## start SOURCE DATA

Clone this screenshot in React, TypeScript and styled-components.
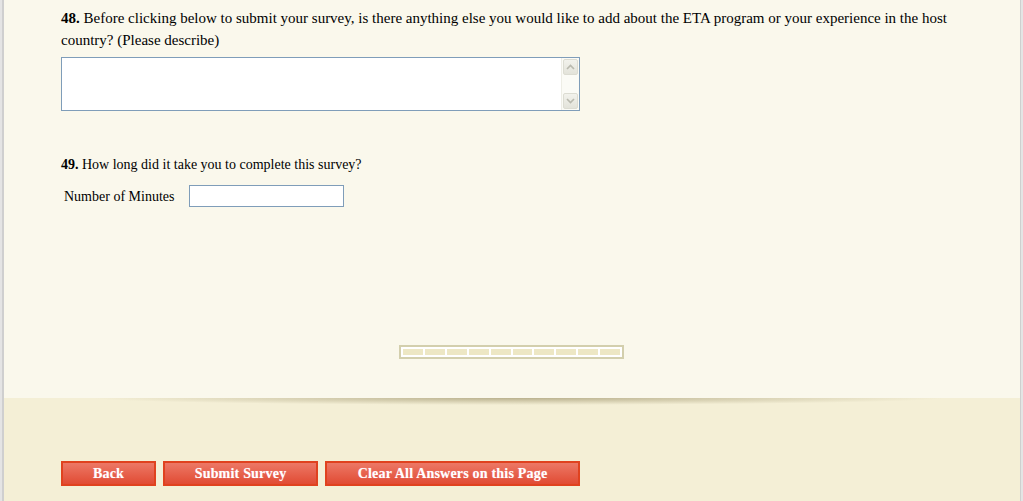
import React from "react";
import styled, { createGlobalStyle } from "styled-components";

const GlobalStyle = createGlobalStyle`
  html, body {
    margin: 0;
    padding: 0;
    background: #ffffff;
  }
  body {
    font-family: "Liberation Serif", "Times New Roman", serif;
    font-size: 14px;
    color: #000;
  }
`;

const Frame = styled.div`
  width: 1023px;
  height: 501px;
  box-sizing: border-box;
  border-left: 2px solid #e4e4e4;
  border-right: 2px solid #e4e4e4;
  display: flex;
  overflow: hidden;
`;

const Inner = styled.div`
  flex: 1;
  border-left: 2px solid #cfcfcf;
  border-right: 1px solid #cfcfcf;
  display: flex;
  flex-direction: column;
`;

const Main = styled.div`
  height: 398px;
  background: #faf8ec;
  box-sizing: border-box;
  padding: 7px 0 0 57px;
  display: flex;
  flex-direction: column;
`;

const Question = styled.div<{ $size?: number }>`
  font-size: ${(p) => p.$size || 14}px;
  line-height: 22px;
  width: 900px;
  b {
    font-weight: bold;
  }
`;

const Box = styled.div`
  margin-top: 6px;
  width: 519px;
  height: 54px;
  box-sizing: border-box;
  border: 1px solid #7f9db9;
  background: #fff;
  display: flex;
  justify-content: flex-end;
`;

const Scroll = styled.div`
  width: 17px;
  background: #fbfbf6;
  border-left: 1px solid #eeeee6;
  display: flex;
  flex-direction: column;
  justify-content: space-between;
`;

const ScrollBtn = styled.div`
  height: 16px;
  margin: 1px;
  border-radius: 2px;
  background: linear-gradient(#f2f2ec, #e3e3da);
  border: 1px solid #dcdcd2;
  box-sizing: border-box;
  display: flex;
  align-items: center;
  justify-content: center;
`;

const Q49 = styled(Question)`
  margin-top: 43px;
`;

const Row = styled.div`
  display: flex;
  align-items: center;
  margin-top: 9px;
  padding-left: 3px;
`;

const Label = styled.span`
  margin-right: 15px;
  padding-top: 1px;
`;

const Input = styled.div`
  width: 155px;
  height: 22px;
  box-sizing: border-box;
  border: 1px solid #7f9db9;
  background: #fff;
`;

const ProgressWrap = styled.div`
  display: flex;
  justify-content: center;
  margin-top: 138px;
  padding-right: 58px;
`;

const Progress = styled.div`
  width: 225px;
  height: 14px;
  box-sizing: border-box;
  border: 2px solid #d3cfad;
  background: #fff;
  padding: 2px;
  display: flex;
  gap: 2px;
`;

const Segment = styled.div`
  flex: 1;
  background: #ede7c4;
`;

const Footer = styled.div`
  flex: 1;
  background: #f4efd6;
  position: relative;
  padding: 63px 0 0 57px;
  display: flex;
  gap: 7px;
  align-items: flex-start;
`;

const Shade = styled.div`
  position: absolute;
  top: 0;
  left: 90px;
  width: 850px;
  height: 7px;
  background: radial-gradient(ellipse 50% 100% at 50% 0%, rgba(160, 150, 110, 0.7), rgba(160, 150, 110, 0) 100%);
`;

const Button = styled.div<{ $w: number }>`
  width: ${(p) => p.$w}px;
  height: 25px;
  box-sizing: border-box;
  border: 2px solid #e0421f;
  background: linear-gradient(#ec7866, #e14b33);
  color: #fff;
  font-weight: bold;
  font-size: 14px;
  display: flex;
  align-items: center;
  justify-content: center;
  text-shadow: 0 0 1px #f3a0a8;
  letter-spacing: 0.2px;
`;

const Chevron = ({ up }: { up?: boolean }) => (
  <svg width="9" height="6" viewBox="0 0 9 6">
    <path
      d={up ? "M1 5 L4.5 1.5 L8 5" : "M1 1 L4.5 4.5 L8 1"}
      fill="none"
      stroke="#b9b9ae"
      strokeWidth="1.6"
    />
  </svg>
);

export default function App() {
  return (
    <>
      <GlobalStyle />
      <Frame>
        <Inner>
          <Main>
            <Question $size={15}>
              <b>48.</b> Before clicking below to submit your survey, is there anything else you
              would like to add about the ETA program or your experience in the host country?
              (Please describe)
            </Question>
            <Box>
              <Scroll>
                <ScrollBtn>
                  <Chevron up />
                </ScrollBtn>
                <ScrollBtn>
                  <Chevron />
                </ScrollBtn>
              </Scroll>
            </Box>
            <Q49>
              <b>49.</b> How long did it take you to complete this survey?
            </Q49>
            <Row>
              <Label>Number of Minutes</Label>
              <Input />
            </Row>
            <ProgressWrap>
              <Progress>
                {Array.from({ length: 10 }).map((_, i) => (
                  <Segment key={i} />
                ))}
              </Progress>
            </ProgressWrap>
          </Main>
          <Footer>
            <Shade />
            <Button $w={95}>Back</Button>
            <Button $w={155}>Submit Survey</Button>
            <Button $w={255}>Clear All Answers on this Page</Button>
          </Footer>
        </Inner>
      </Frame>
    </>
  );
}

## end SOURCE DATA

■ DO THIS: Images in the data above are to be skipped. Retype all other material exactly.

■ SOLUTION FOR THIS TASK:
Clone this screenshot in React, TypeScript and styled-components.
import React from "react";
import styled, { createGlobalStyle } from "styled-components";

const GlobalStyle = createGlobalStyle`
  html, body {
    margin: 0;
    padding: 0;
    background: #ffffff;
  }
  body {
    font-family: "Liberation Serif", "Times New Roman", serif;
    font-size: 14px;
    color: #000;
  }
`;

const Frame = styled.div`
  width: 1023px;
  height: 501px;
  box-sizing: border-box;
  border-left: 2px solid #e4e4e4;
  border-right: 2px solid #e4e4e4;
  display: flex;
  overflow: hidden;
`;

const Inner = styled.div`
  flex: 1;
  border-left: 2px solid #cfcfcf;
  border-right: 1px solid #cfcfcf;
  display: flex;
  flex-direction: column;
`;

const Main = styled.div`
  height: 398px;
  background: #faf8ec;
  box-sizing: border-box;
  padding: 7px 0 0 57px;
  display: flex;
  flex-direction: column;
`;

const Question = styled.div<{ $size?: number }>`
  font-size: ${(p) => p.$size || 14}px;
  line-height: 22px;
  width: 900px;
  b {
    font-weight: bold;
  }
`;

const Box = styled.div`
  margin-top: 6px;
  width: 519px;
  height: 54px;
  box-sizing: border-box;
  border: 1px solid #7f9db9;
  background: #fff;
  display: flex;
  justify-content: flex-end;
`;

const Scroll = styled.div`
  width: 17px;
  background: #fbfbf6;
  border-left: 1px solid #eeeee6;
  display: flex;
  flex-direction: column;
  justify-content: space-between;
`;

const ScrollBtn = styled.div`
  height: 16px;
  margin: 1px;
  border-radius: 2px;
  background: linear-gradient(#f2f2ec, #e3e3da);
  border: 1px solid #dcdcd2;
  box-sizing: border-box;
  display: flex;
  align-items: center;
  justify-content: center;
`;

const Q49 = styled(Question)`
  margin-top: 43px;
`;

const Row = styled.div`
  display: flex;
  align-items: center;
  margin-top: 9px;
  padding-left: 3px;
`;

const Label = styled.span`
  margin-right: 15px;
  padding-top: 1px;
`;

const Input = styled.div`
  width: 155px;
  height: 22px;
  box-sizing: border-box;
  border: 1px solid #7f9db9;
  background: #fff;
`;

const ProgressWrap = styled.div`
  display: flex;
  justify-content: center;
  margin-top: 138px;
  padding-right: 58px;
`;

const Progress = styled.div`
  width: 225px;
  height: 14px;
  box-sizing: border-box;
  border: 2px solid #d3cfad;
  background: #fff;
  padding: 2px;
  display: flex;
  gap: 2px;
`;

const Segment = styled.div`
  flex: 1;
  background: #ede7c4;
`;

const Footer = styled.div`
  flex: 1;
  background: #f4efd6;
  position: relative;
  padding: 63px 0 0 57px;
  display: flex;
  gap: 7px;
  align-items: flex-start;
`;

const Shade = styled.div`
  position: absolute;
  top: 0;
  left: 90px;
  width: 850px;
  height: 7px;
  background: radial-gradient(ellipse 50% 100% at 50% 0%, rgba(160, 150, 110, 0.7), rgba(160, 150, 110, 0) 100%);
`;

const Button = styled.div<{ $w: number }>`
  width: ${(p) => p.$w}px;
  height: 25px;
  box-sizing: border-box;
  border: 2px solid #e0421f;
  background: linear-gradient(#ec7866, #e14b33);
  color: #fff;
  font-weight: bold;
  font-size: 14px;
  display: flex;
  align-items: center;
  justify-content: center;
  text-shadow: 0 0 1px #f3a0a8;
  letter-spacing: 0.2px;
`;

const Chevron = ({ up }: { up?: boolean }) => (
  <svg width="9" height="6" viewBox="0 0 9 6">
    <path
      d={up ? "M1 5 L4.5 1.5 L8 5" : "M1 1 L4.5 4.5 L8 1"}
      fill="none"
      stroke="#b9b9ae"
      strokeWidth="1.6"
    />
  </svg>
);

export default function App() {
  return (
    <>
      <GlobalStyle />
      <Frame>
        <Inner>
          <Main>
            <Question $size={15}>
              <b>48.</b> Before clicking below to submit your survey, is there anything else you
              would like to add about the ETA program or your experience in the host country?
              (Please describe)
            </Question>
            <Box>
              <Scroll>
                <ScrollBtn>
                  <Chevron up />
                </ScrollBtn>
                <ScrollBtn>
                  <Chevron />
                </ScrollBtn>
              </Scroll>
            </Box>
            <Q49>
              <b>49.</b> How long did it take you to complete this survey?
            </Q49>
            <Row>
              <Label>Number of Minutes</Label>
              <Input />
            </Row>
            <ProgressWrap>
              <Progress>
                {Array.from({ length: 10 }).map((_, i) => (
                  <Segment key={i} />
                ))}
              </Progress>
            </ProgressWrap>
          </Main>
          <Footer>
            <Shade />
            <Button $w={95}>Back</Button>
            <Button $w={155}>Submit Survey</Button>
            <Button $w={255}>Clear All Answers on this Page</Button>
          </Footer>
        </Inner>
      </Frame>
    </>
  );
}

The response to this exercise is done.